How much contingency should I budget for a custom build?
Plan for at least 10%, and treat 15% as the realistic figure, with first-time builders leaning toward the higher end. Contingency exists for the genuine unknowns of a custom project, things like unexpected soil or rock, price swings on materials, and the small scope changes that always arrive, and it is the single most common line that inexperienced budgeters either omit or quietly raid for upgrades. The safest approach is to set the contingency as a real, protected number from day one and to resist spending it on nicer finishes, so it is still there when an actual surprise shows up. On a build where the construction costs are, say, $400,000, a 10 to 15% contingency means setting aside roughly $40,000 to $60,000, and some builders go further to 20% on more complex or rural sites. A budget without a protected contingency is not a budget, it is an optimistic guess.
Where does ICF fit into a budget-first plan?

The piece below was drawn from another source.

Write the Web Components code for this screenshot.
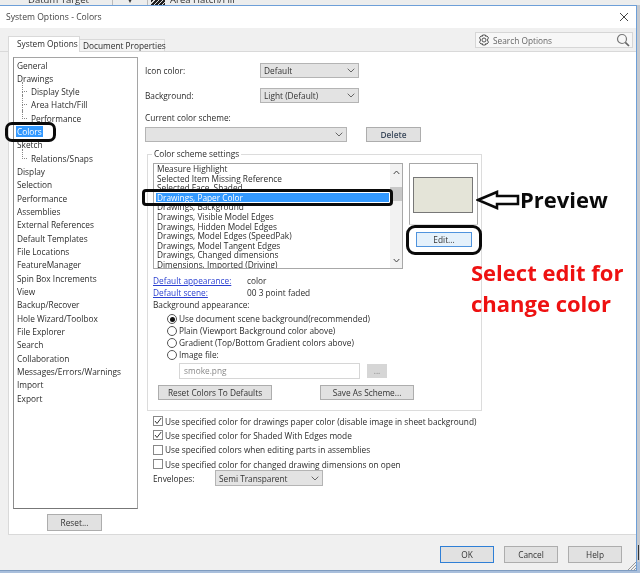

Insulated concrete form construction can be a smart play for comfort, quiet, and long-term energy performance, but it does not change the core rule of budget-first design, which is to decide the money first and then design the box to fit it. ICF tends to reward exactly the kind of disciplined planning this approach encourages, because straight walls, a simple footprint, and clean layouts make the system go in efficiently and keep costs in line, whereas complex shapes work against any wall system. The right way to think about it is to set your all-in budget and finish level, then evaluate ICF as part of the structural and performance strategy rather than as a separate splurge bolted on at the end. If you are exploring ICF specifically, our sister resource at ICFPRO.ca goes deeper on the system, while the budgeting discipline here applies no matter which way you build.
Note: general guidance and 2026 planning ranges, not financial, lending, or construction-cost advice. Per-square-foot costs, cost breakdowns, financing terms, and the stress test vary by project, lender, builder, and site – confirm specifics with your builder, a mortgage professional, and your designer before you rely on anything here.